### WORK REQUIRED
Exactly repeat the material, dropping only the pictures.

### AVAILABLE DATA
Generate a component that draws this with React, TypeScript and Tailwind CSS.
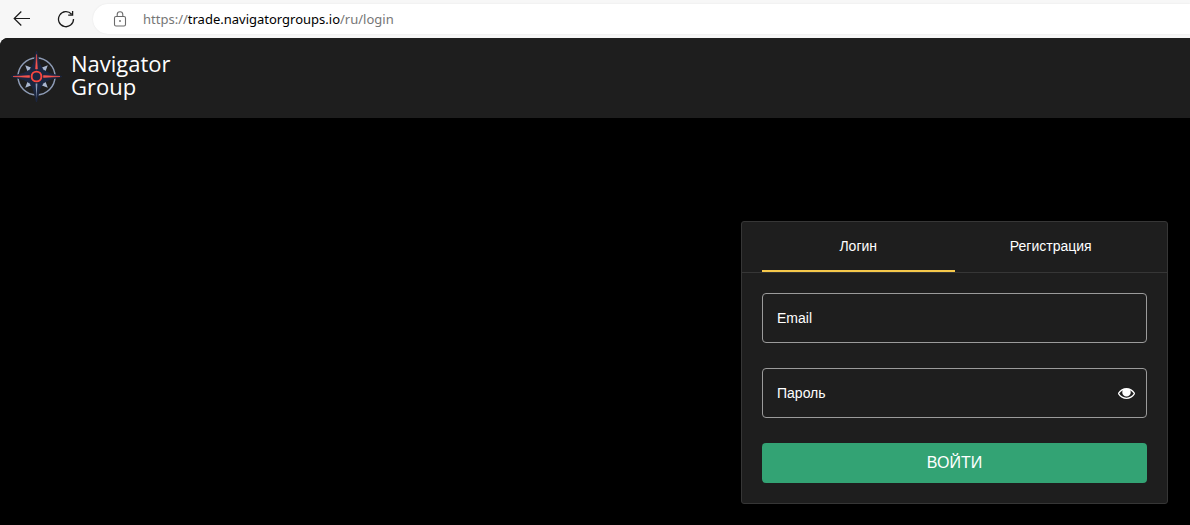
import { useState } from "react";
import type { ReactNode } from "react";

function CompassLogo() {
  return (
    <svg viewBox="0 -1 64 64" className="size-16 shrink-0" aria-hidden="true">
      <circle cx="31.5" cy="31.5" r="18.5" fill="none" stroke="#8d9bb5" strokeWidth="1.5" />
      <g fill="#a9b6ce">
        {[0, 90, 180, 270].map((angle) => (
          <path
            key={angle}
            transform={`rotate(${angle} 31.5 31.5)`}
            d="M20.2 20.2 L26 22.4 L25.4 25.4 L22.4 26 Z"
          />
        ))}
      </g>
      <path
        transform="translate(-0.5 -0.5)"
        d="M32 6.5 L35 19 L38.5 25.5 L45 29 L57.5 32 L45 35 L38.5 38.5 L35 45 L32 57.5 L29 45 L25.5 38.5 L19 35 L6.5 32 L19 29 L25.5 25.5 L29 19 Z"
        fill="#1b2640"
        stroke="#1b2640"
        strokeWidth="1"
        strokeLinejoin="round"
      />
      <path
        transform="translate(-0.5 -0.5)"
        d="M32 10 L32.9 24.5 L31.1 24.5 Z M8.5 32 L25 31.1 L25 32.9 Z M55.5 32 L39 31.1 L39 32.9 Z"
        fill="#f4524d"
        stroke="#f4524d"
        strokeWidth="0.6"
      />
      <path d="M31.5 53.5 L32.4 38.5 L30.6 38.5 Z" fill="#8d9bb5" />
      <circle cx="31.5" cy="31.5" r="4.9" fill="#1b2640" stroke="#fb473f" strokeWidth="1.9" />
    </svg>
  );
}

function BackIcon() {
  return (
    <svg viewBox="0 0 18 18" className="size-[18px]" fill="none" stroke="#1b1b1b" strokeWidth="1.2" aria-hidden="true">
      <path d="M17 8.5 H1.2 M8.3 1.5 L1.2 8.5 L8.3 15.5" />
    </svg>
  );
}

function ReloadIcon() {
  return (
    <svg viewBox="0 0 18 18" className="size-[18px]" fill="none" stroke="#1b1b1b" strokeWidth="1.3" aria-hidden="true">
      <path d="M16.5 9 A7.5 7.5 0 1 1 14.6 4.2 M15.6 1 V5.2 H11.2" />
    </svg>
  );
}

function LockIcon() {
  return (
    <svg viewBox="0 0 14 16" className="h-4 w-3.5 shrink-0" fill="none" stroke="#6b6b6b" strokeWidth="1.1" aria-hidden="true">
      <rect x="1.5" y="5.5" width="11" height="9.5" rx="1.5" />
      <path d="M4.2 5.5 V3.6 A2.8 2.8 0 0 1 9.8 3.6 V5.5" />
      <circle cx="7" cy="10" r="0.9" fill="#6b6b6b" stroke="none" />
    </svg>
  );
}

function EyeIcon() {
  return (
    <svg viewBox="0 0 1792 1152" className="h-[11px] w-[17px]" fill="currentColor" aria-hidden="true">
      <path
        transform="matrix(1 0 0 -1 0 1152)"
        d="M1664 576q-152 236 -381 353q61 -104 61 -225q0 -185 -131.5 -316.5t-316.5 -131.5t-316.5 131.5t-131.5 316.5q0 121 61 225q-229 -117 -381 -353q133 -205 333.5 -326.5t434.5 -121.5t434.5 121.5t333.5 326.5zM944 960q0 -20 -14 -34t-34 -14q-86 0 -147 -61t-61 -147q0 -20 -14 -34t-34 -14t-34 14t-14 34q0 125 89.5 214.5t214.5 89.5q20 0 34 -14t14 -34zM1792 576q0 -34 -20 -69q-140 -230 -376.5 -368.5t-499.5 -138.5t-499.5 139t-376.5 368q-20 35 -20 69t20 69q140 229 376.5 368t499.5 139t499.5 -139t376.5 -368q20 -35 20 -69z"
      />
    </svg>
  );
}

function Field({ id, label, type, children }: { id: string; label: string; type: string; children?: ReactNode }) {
  return (
    <div className="relative flex h-[50px] items-center rounded border border-[#9b9b9b] focus-within:border-[#f0c040]">
      <input
        id={id}
        type={type}
        placeholder=" "
        className="peer h-full min-w-0 flex-1 bg-transparent px-3.5 text-sm text-white outline-none"
      />
      <label
        htmlFor={id}
        className="pointer-events-none absolute inset-y-0 left-3.5 hidden items-center text-sm peer-placeholder-shown:flex"
      >
        {label}
      </label>
      {children}
    </div>
  );
}

function BrowserBar() {
  return (
    <div className="flex h-[38px] items-center bg-[#f7f7f7] pl-[13px]">
      <button type="button" aria-label="Назад">
        <BackIcon />
      </button>
      <button type="button" aria-label="Обновить" className="ml-[26px]">
        <ReloadIcon />
      </button>
      <div className="ml-[18px] flex h-[30px] flex-1 items-center rounded-l-full bg-white pl-5 shadow-[0_0_2px_rgba(0,0,0,0.08)]">
        <LockIcon />
        <div
          role="textbox"
          aria-label="Адресная строка"
          contentEditable
          suppressContentEditableWarning
          className="ml-4 flex-1 font-['Noto_Sans',sans-serif] text-[13px] leading-5 whitespace-nowrap text-[#767676] outline-none"
        >
          https://<span className="text-black">trade.navigatorgroups.io</span>/ru/login
        </div>
      </div>
    </div>
  );
}

export default function App() {
  const [tab, setTab] = useState("login");
  const [visible, setVisible] = useState(false);
  const tabs = [
    { key: "login", label: "Логин" },
    { key: "register", label: "Регистрация" },
  ];

  return (
    <div className="flex min-h-screen flex-col bg-[#f7f7f7] font-['Liberation_Sans',Arial,sans-serif] text-white">
      <BrowserBar />
      <div className="flex flex-1 flex-col overflow-hidden rounded-tl-lg bg-black">
        <header className="flex h-20 items-center bg-[#1e1e1e] pb-1 pl-[5px]">
          <a href="/ru" className="flex items-center gap-0.5 font-['Open_Sans','Noto_Sans',sans-serif] text-[22px] leading-[23px]">
            <CompassLogo />
            <span className="pb-0.5">
              Navigator
              <br />
              Group
            </span>
          </a>
        </header>
        <main className="flex flex-1 justify-end px-[22px] pt-[103px] pb-5">
          <section className="w-full max-w-[427px] self-start rounded-[3px] border border-[#363636] bg-[#1e1e1e]">
            <div role="tablist" className="flex border-b border-[#363636] px-5">
              {tabs.map((t) => (
                <button
                  key={t.key}
                  type="button"
                  role="tab"
                  aria-selected={tab === t.key}
                  onClick={() => setTab(t.key)}
                  className={
                    tab === t.key
                      ? "h-[50px] flex-1 border-b-2 border-[#f5c84b] text-sm"
                      : "h-[50px] flex-1 border-b-2 border-transparent text-sm"
                  }
                >
                  {t.label}
                </button>
              ))}
            </div>
            <form className="flex flex-col gap-[25px] p-5" onSubmit={(e) => e.preventDefault()}>
              <Field id="email" label="Email" type="email" />
              <Field id="password" label="Пароль" type={visible ? "text" : "password"}>
                <button type="button" aria-label="Показать пароль" onClick={() => setVisible(!visible)} className="px-[11px] py-2">
                  <EyeIcon />
                </button>
              </Field>
              <button type="submit" className="h-10 rounded bg-[#33a374] text-base uppercase">
                Войти
              </button>
            </form>
          </section>
        </main>
      </div>
    </div>
  );
}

### TASK RESULT
Generate a component that draws this with React, TypeScript and Tailwind CSS.
import { useState } from "react";
import type { ReactNode } from "react";

function CompassLogo() {
  return (
    <svg viewBox="0 -1 64 64" className="size-16 shrink-0" aria-hidden="true">
      <circle cx="31.5" cy="31.5" r="18.5" fill="none" stroke="#8d9bb5" strokeWidth="1.5" />
      <g fill="#a9b6ce">
        {[0, 90, 180, 270].map((angle) => (
          <path
            key={angle}
            transform={`rotate(${angle} 31.5 31.5)`}
            d="M20.2 20.2 L26 22.4 L25.4 25.4 L22.4 26 Z"
          />
        ))}
      </g>
      <path
        transform="translate(-0.5 -0.5)"
        d="M32 6.5 L35 19 L38.5 25.5 L45 29 L57.5 32 L45 35 L38.5 38.5 L35 45 L32 57.5 L29 45 L25.5 38.5 L19 35 L6.5 32 L19 29 L25.5 25.5 L29 19 Z"
        fill="#1b2640"
        stroke="#1b2640"
        strokeWidth="1"
        strokeLinejoin="round"
      />
      <path
        transform="translate(-0.5 -0.5)"
        d="M32 10 L32.9 24.5 L31.1 24.5 Z M8.5 32 L25 31.1 L25 32.9 Z M55.5 32 L39 31.1 L39 32.9 Z"
        fill="#f4524d"
        stroke="#f4524d"
        strokeWidth="0.6"
      />
      <path d="M31.5 53.5 L32.4 38.5 L30.6 38.5 Z" fill="#8d9bb5" />
      <circle cx="31.5" cy="31.5" r="4.9" fill="#1b2640" stroke="#fb473f" strokeWidth="1.9" />
    </svg>
  );
}

function BackIcon() {
  return (
    <svg viewBox="0 0 18 18" className="size-[18px]" fill="none" stroke="#1b1b1b" strokeWidth="1.2" aria-hidden="true">
      <path d="M17 8.5 H1.2 M8.3 1.5 L1.2 8.5 L8.3 15.5" />
    </svg>
  );
}

function ReloadIcon() {
  return (
    <svg viewBox="0 0 18 18" className="size-[18px]" fill="none" stroke="#1b1b1b" strokeWidth="1.3" aria-hidden="true">
      <path d="M16.5 9 A7.5 7.5 0 1 1 14.6 4.2 M15.6 1 V5.2 H11.2" />
    </svg>
  );
}

function LockIcon() {
  return (
    <svg viewBox="0 0 14 16" className="h-4 w-3.5 shrink-0" fill="none" stroke="#6b6b6b" strokeWidth="1.1" aria-hidden="true">
      <rect x="1.5" y="5.5" width="11" height="9.5" rx="1.5" />
      <path d="M4.2 5.5 V3.6 A2.8 2.8 0 0 1 9.8 3.6 V5.5" />
      <circle cx="7" cy="10" r="0.9" fill="#6b6b6b" stroke="none" />
    </svg>
  );
}

function EyeIcon() {
  return (
    <svg viewBox="0 0 1792 1152" className="h-[11px] w-[17px]" fill="currentColor" aria-hidden="true">
      <path
        transform="matrix(1 0 0 -1 0 1152)"
        d="M1664 576q-152 236 -381 353q61 -104 61 -225q0 -185 -131.5 -316.5t-316.5 -131.5t-316.5 131.5t-131.5 316.5q0 121 61 225q-229 -117 -381 -353q133 -205 333.5 -326.5t434.5 -121.5t434.5 121.5t333.5 326.5zM944 960q0 -20 -14 -34t-34 -14q-86 0 -147 -61t-61 -147q0 -20 -14 -34t-34 -14t-34 14t-14 34q0 125 89.5 214.5t214.5 89.5q20 0 34 -14t14 -34zM1792 576q0 -34 -20 -69q-140 -230 -376.5 -368.5t-499.5 -138.5t-499.5 139t-376.5 368q-20 35 -20 69t20 69q140 229 376.5 368t499.5 139t499.5 -139t376.5 -368q20 -35 20 -69z"
      />
    </svg>
  );
}

function Field({ id, label, type, children }: { id: string; label: string; type: string; children?: ReactNode }) {
  return (
    <div className="relative flex h-[50px] items-center rounded border border-[#9b9b9b] focus-within:border-[#f0c040]">
      <input
        id={id}
        type={type}
        placeholder=" "
        className="peer h-full min-w-0 flex-1 bg-transparent px-3.5 text-sm text-white outline-none"
      />
      <label
        htmlFor={id}
        className="pointer-events-none absolute inset-y-0 left-3.5 hidden items-center text-sm peer-placeholder-shown:flex"
      >
        {label}
      </label>
      {children}
    </div>
  );
}

function BrowserBar() {
  return (
    <div className="flex h-[38px] items-center bg-[#f7f7f7] pl-[13px]">
      <button type="button" aria-label="Назад">
        <BackIcon />
      </button>
      <button type="button" aria-label="Обновить" className="ml-[26px]">
        <ReloadIcon />
      </button>
      <div className="ml-[18px] flex h-[30px] flex-1 items-center rounded-l-full bg-white pl-5 shadow-[0_0_2px_rgba(0,0,0,0.08)]">
        <LockIcon />
        <div
          role="textbox"
          aria-label="Адресная строка"
          contentEditable
          suppressContentEditableWarning
          className="ml-4 flex-1 font-['Noto_Sans',sans-serif] text-[13px] leading-5 whitespace-nowrap text-[#767676] outline-none"
        >
          https://<span className="text-black">trade.navigatorgroups.io</span>/ru/login
        </div>
      </div>
    </div>
  );
}

export default function App() {
  const [tab, setTab] = useState("login");
  const [visible, setVisible] = useState(false);
  const tabs = [
    { key: "login", label: "Логин" },
    { key: "register", label: "Регистрация" },
  ];

  return (
    <div className="flex min-h-screen flex-col bg-[#f7f7f7] font-['Liberation_Sans',Arial,sans-serif] text-white">
      <BrowserBar />
      <div className="flex flex-1 flex-col overflow-hidden rounded-tl-lg bg-black">
        <header className="flex h-20 items-center bg-[#1e1e1e] pb-1 pl-[5px]">
          <a href="/ru" className="flex items-center gap-0.5 font-['Open_Sans','Noto_Sans',sans-serif] text-[22px] leading-[23px]">
            <CompassLogo />
            <span className="pb-0.5">
              Navigator
              <br />
              Group
            </span>
          </a>
        </header>
        <main className="flex flex-1 justify-end px-[22px] pt-[103px] pb-5">
          <section className="w-full max-w-[427px] self-start rounded-[3px] border border-[#363636] bg-[#1e1e1e]">
            <div role="tablist" className="flex border-b border-[#363636] px-5">
              {tabs.map((t) => (
                <button
                  key={t.key}
                  type="button"
                  role="tab"
                  aria-selected={tab === t.key}
                  onClick={() => setTab(t.key)}
                  className={
                    tab === t.key
                      ? "h-[50px] flex-1 border-b-2 border-[#f5c84b] text-sm"
                      : "h-[50px] flex-1 border-b-2 border-transparent text-sm"
                  }
                >
                  {t.label}
                </button>
              ))}
            </div>
            <form className="flex flex-col gap-[25px] p-5" onSubmit={(e) => e.preventDefault()}>
              <Field id="email" label="Email" type="email" />
              <Field id="password" label="Пароль" type={visible ? "text" : "password"}>
                <button type="button" aria-label="Показать пароль" onClick={() => setVisible(!visible)} className="px-[11px] py-2">
                  <EyeIcon />
                </button>
              </Field>
              <button type="submit" className="h-10 rounded bg-[#33a374] text-base uppercase">
                Войти
              </button>
            </form>
          </section>
        </main>
      </div>
    </div>
  );
}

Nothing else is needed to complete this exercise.